Mysteries of John, by Charles Fillmore, , at sacred-texts.com
THERE ARE SINS of omission and sins of commission. This text illustrates a sin of omission. The man born blind had not sinned, neither had his parents sinned.
In this whole chapter the Christ is declaring, "I am the light of the world." When our blind, stumbling thoughts awaken to the reality of the Christ, darkness falls away and we see clearly.
The inquiry "Who sinned, this man, or his parents, that he should be born blind?" indicates a previous incarnation of the man in the fleshly body, in which he might have sinned. Belief in successive incarnations of man was accepted by all the scriptural writers who were spiritually wise. The tents and tabernacles in which the Children of Israel lived in the wilderness are symbols of the fleshly body that men put on and off, again and again. Solomon's Temple is a symbol of the regenerated body of man; when man attains this body he will cease to die and
reincarnate. In order to build this indestructible body we must make manifest in ourselves the works of God. The Pharisees were very strict in their observance of the external ritual but had no knowledge of the inner spiritual law that expressed its perfection in health of body.
The sin of omission is even greater than the sin of commission. There is some hope for the one who is an active sinner; but what can we expect of one who makes no effort to do anything for himself, who simply drifts with the tide, or looks to others to do all things? Before he was healed, the blind man was a sinner of omission. He was a blind beggar, a person who had no perception of his own capacity, or no confidence in his power to rise superior to conditions in the material realm. When man fails to apprehend his mission and to do the work of bringing forth the good that is allotted to him, he remains in darkness. His blindness is that sin of omission which is present in every man who does not realize his place in the Godhead. If a man fails to do that which he is told from within is the right thing to do, he is sinning, and he will remain in darkness to just the degree that he sins.
The works of God that we are to make manifest are the perfect ideas of a perfect-man idea in Divine Mind. "Ye therefore shall be perfect, as your heavenly Father is perfect." We are to bring forth in ourselves the perfection of Being. If through neglect, laziness, or belief in inability we fail to do this, we fall under the judgment of the constantly operating law of life, which is inwardly urging us and in all the
visible and invisible forms of nature is commanding: "Go forward."

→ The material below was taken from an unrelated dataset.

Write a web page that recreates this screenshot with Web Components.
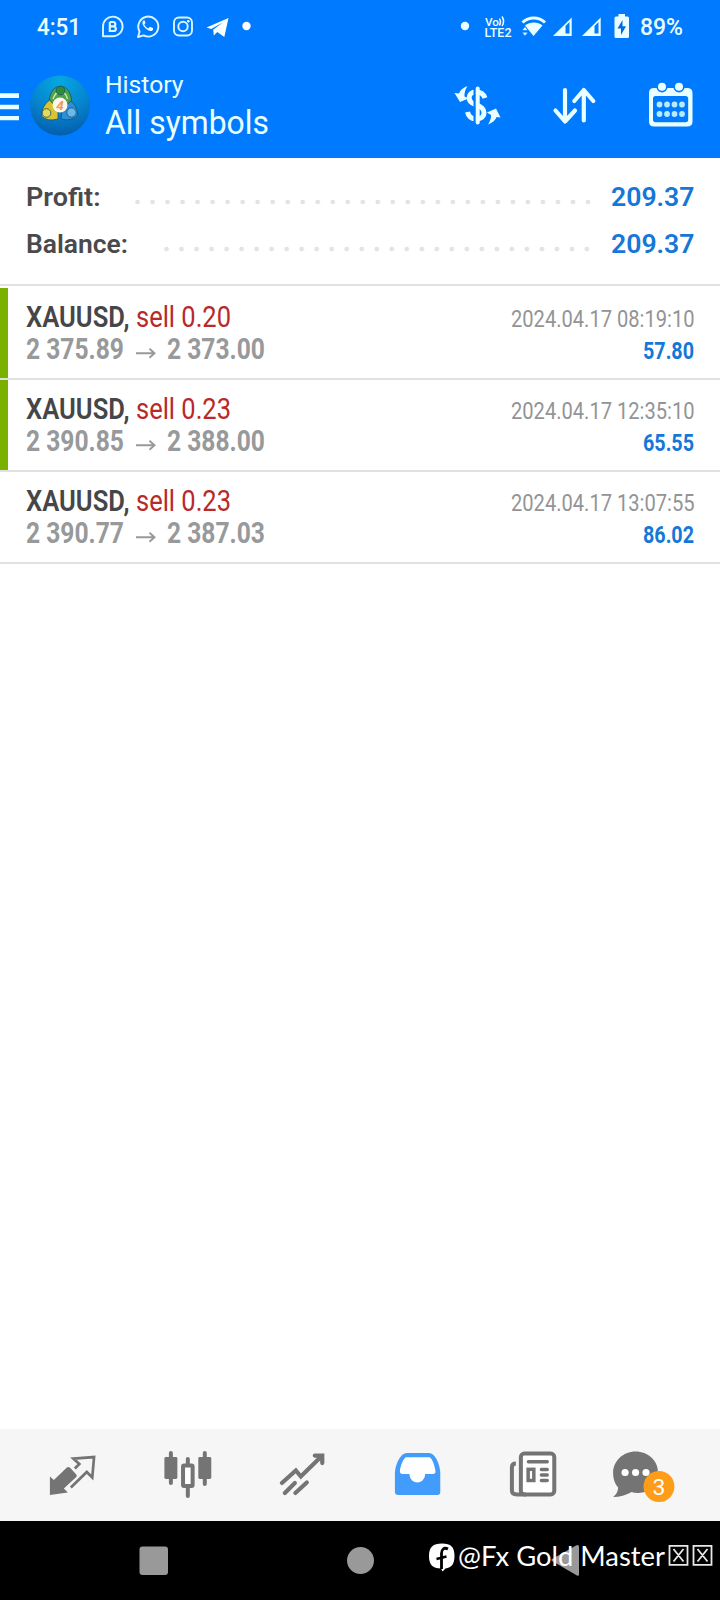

The world is full of people who are in this beggarly blind state. They sit by the wayside and wait for the workers to give them pennies and crusts, when they themselves might be the producers of their own good. The remedy for their situation is for them to deny material darkness, ignorance, and inability in themselves. By putting the clay upon the blind man's eyes Jesus illustrated how man makes opaque his understanding by affirming the power of material conditions to hamper and impede his spiritual and material growth. The washing away of this clay by the man himself shows that by our own volition and our own efforts we must deny away these seeming mountains of environing conditions.
The starting point of man's reformation is in the mind. He must begin to handle situations mentally at first; as he proceeds to do away with thought limitations, surrounding conditions will gradually change, and he will find himself "seeing" as a result of his efforts to do the will of the one supreme Mind.
When we begin to deny away the limitations of old material race thoughts and to affirm illumination from the Christ within us, we are sure to arouse the "Jews" and the "Pharisees" in our mental realm. They are our tendencies to cling to the letter of the word, to the forms of religion, and to deny the power of Spirit actually to illumine our mind and transform our entire being. If after we are awakened we are bold in the declaration of Truth, as this man
was when he was healed, we may experience much opposition from our old formal religious ideas. If we listen to them all, we may feel as though we were no longer in spiritual favor. But we need not fear; we shall become conscious of the Christ again, and He will reveal Himself to us. Then we shall worship Him truly.